Mine de rien, Carnal Knowledge a aujourd'hui une valeur presque documentaire tant il reflète le discours en pleine mutation du cinéma sur la sexualité des années 1950 à 70 : à sa sortie, il provoqua un scandale à cause du vocabulaire très cru qu'employaient les protagonistes pour évoquer les femmes, leurs relations intimes avec elles. Les protagonistes sont deux amis étudiants qui passent en effet leur temps à débattre sur le beau sexe, et avant même d'apparaître à l'image, on entend leurs discussions sur ce sujet durant le générique.
La femme apparaît comme un objet de fantasmes infinis, et prolonge ce que Nichols abordait dans Le Lauréat (1967) : le cinéaste trouve le ton juste sur les dialogues écrits par l'auteur de comics Jules Feiffer et dits par Arthur Garfunkel (le chanteur acolyte de Paul Simon, excellent dans son rôle le plus célèbre) et Jack Nicholson (extraordinaire, dominant complètement le film).
Découpé en trois actes bien nets, le film commence d'abord comme une sorte de comédie grinçante où les deux jeunes hommes se disputent les faveurs de la belle Susan (incarnée par la superbe Candice Bergen, parfaite en fausse oie blanche), qui a tout, selon eux, de la femme idéale : "intelligente, douce, grande, avec des gros nichons, souriante aussi, mais surtout avec des gros nichons". Celle-ci conserve son mystère intact car ses sentiments ne sont jamais directement formulés, et à ce jeu de l'amour et du hasard revisité, on devine déjà qu'il n'y aura pas de vainqueur. Très efficace et troublant à la fois.

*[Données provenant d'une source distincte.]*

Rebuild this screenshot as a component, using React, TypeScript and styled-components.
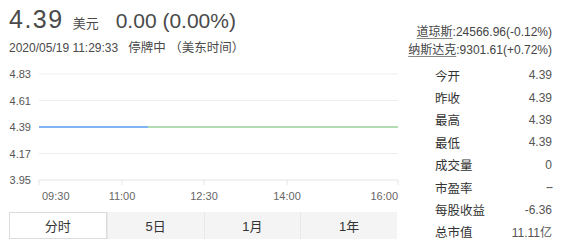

La deuxième partie confirme que le personnage de Jonathan est le plus charismatique : tandis que Sandy a finalement épousé Susan et mène une existence bourgeoise et rangée, voire morne, avec elle, son ami continue de collectionner les aventures d'un soir jusqu'à sa rencontre avec une magnifique mannequin, un peu plus âgée que lui. Ann-Margret lui prête son physique voluptueux mais pas seulement : nommé à l'Oscar du meilleur second rôle, elle livre une interprétation formidable, passant de la bombe sexuelle à la femme déchue, humiliée, de manière poignante et subtile. La désagrégation lente mais inéluctable de son couple avec Nicholson, les reproches odieux qu'il lui adresse (alors qu'il est le seul responsable du gâchis), donnent lieu à des moments terribles mais admirablement nuancés.
Enfin, le dernier segment donne lieu à un bilan encore plus noir : une scène hallucinante montre Jonathan projeter les diapos de toutes les filles avec lesquelles il a eu une relation (du flirt passager à la liaison suivie) à Sandy et la nouvelle petite amie de celui-ci (une jeune fille, muette devant ce spectacle pathétique). L'aigreur exprimée par le personnage de Nicholson à l'encontre des femmes, du couple formé par son ami (à qui il déclare qu'il n'a jamais autre chose qu'"une couille molle"), remplace toutes les scènes de la vie conjugale : le réalisateur, depuis le début, ne les filme pas, pas plus qu'il ne s'encombre de figurants, de seconds rôles (hormis Cindy, mais Cynthia O'Neal, son interprète, ne fait que passer). Tout est conçu de manière à isoler les deux héros, d'abord pour nous les rendre le plus proche possible puis pour souligner leur solitude, leur échec, leur déclin.
En se/nous privant de tous ces à-côtés, Nichols réussit paradoxalement à suggérer très efficacement tout ce qui se déroule hors champ - l'usure, la routine, la jouissance, la frustration, etc. Cette mise à l'écart culmine avec une scène de l'acte II : une dispute éclate entre Nicholson et Ann-Margret au cours de laquelle il laisse exploser sa colère, l'insulte de manière virulente, la réduisant à une paire de "gros nichons" (ce qu'il convoitait pourtant par-dessus tout plus jeune) qui passe son temps à dormir. La caméra cadre l'actrice en plan serré, juste au-dessus de la poitrine, suffisamment près à la fois pour rappeler ce corps de rêve mais aussi pour remarquer sa respiration de plus en plus haletante pendant qu'elle encaisse les mots effroyables de son amant. Le visage de la jeune femme blêmit, se décompose littéralement, ses yeux s'embuent, tandis que son partenaire va-et-vient dans la chambre en hurlant de plus en plus fort ses récriminations. La violence de cette scène est pétrifiante, le jeu des acteurs insensé, la mise en scène acérée.
A la fin du film, une gueule de bois sévère attend le personnage de Nicholson et achève le spectateur : Jonathan en est réduit à fréquenter une femme (jouée par Rita Moreno), aussi désabusée et cynique que lui, et qu'il paie pour des faveurs sexuelles, dans un simulacre de pari. Sandy, auparavant, émettait l'hypothèse qu'il n'y avait peut-être pas de plaisir à attendre d'une femme qu'on aime, alors Jonathan en rétribue une pour qu'elle vante sa virilité, sa "puissance", pour être encore excité et rassuré.
Entre les fanfaronnades des deux jeunes étudiants et la déchéance des deux amis quadragénaires, les masques sont tombés. Et Mike Nichols a fixé sur la pellicule cette défaite totale sans concessions. Le constat est glaçant, le film très fort, et Jack Nicholson impérial.